In the beginning, seeing different grant styles is helpful for writing your own proposals, Chaillet says, but over time that advantage lessens. "Initially, it's good to see, but after a while you know that you need to think straight and put things together logically and explain everything clearly," he says. "I think that's less helpful as time goes on."

Being on a study section also gives administrative experience and insight into the hierarchy at NIH. Researchers sometimes do eventually find themselves in administrative positions. "It's just very helpful to see another side of it — how it works rather than just working at the bench and writing your own grants. It's good to see how it works at a higher level and how the decisions are made," Chaillet says. "It just helps a lot to see that side of science."

Serving on a section can also be viewed as a sort of community service. "I felt that it is a level of service, something that I give back to the scientific community and to the National Institutes of Health because they fund my work. It's giving back to the scientific community," Siracusa says.

Practical tips

Being on a study section is time-consuming, particularly for newer members. Not only do the study sections meet a few times a year for a day or two at a go — permanent members serve for three to four years — but there's also a fair bit of preparation to be done before even arriving at the section.
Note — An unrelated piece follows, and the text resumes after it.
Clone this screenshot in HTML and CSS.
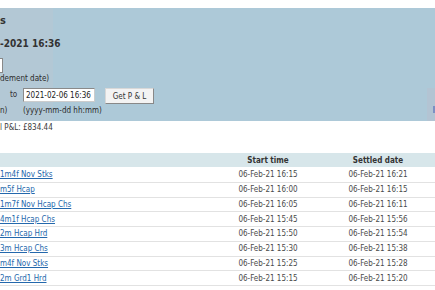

"The amount of time you prepare and plan for evaluating each application should be a quantity of time, because you not only have to read the application and become familiar with some of what the applicant is describing and proposing, but you also need to adequately review the background literature so that you can understand the context, where the grant fits within its own field," Siracusa says.

Chaillet also says it's important to become familiar with the NIH guidelines and to apply those to your review. "Try to look at the whole picture, not just the detail but try to see the larger picture of what people are trying to accomplish and how that individual's work fits into the larger scheme of scientific advancement," he says.

Once you're at the actual review, Chaillet suggests that newer members follow the lead of more experienced ones to get into the flow of the meetings. "I think the hard thing for people who haven't done this before is to get the right perspective on what you're doing. You should certainly, when you start, take the advice of people on the study section who have been there longer and see how they review things and how they come to decisions," he says.

Don't get bogged down in the details, he adds. "Any piece of paperwork you can completely trash if you wanted to, no matter what it is," he says. "That's not your job, to find all the problems." Instead, he says, your job is to see if what's proposed is significant work that will be carried out by a competent researcher in a relevant field.

Finally, Siracusa says not to rush into being on a study section. Make sure that your own lab is up and running smoothly and that you have an independent grant or two under your belt. She suggests giving yourself at least three years to get to that point. But if you just can't wait for the invitation from NIH, Siracusa and Chaillet recommend finding a study section that covers your field and to give the NIH contact for it a call.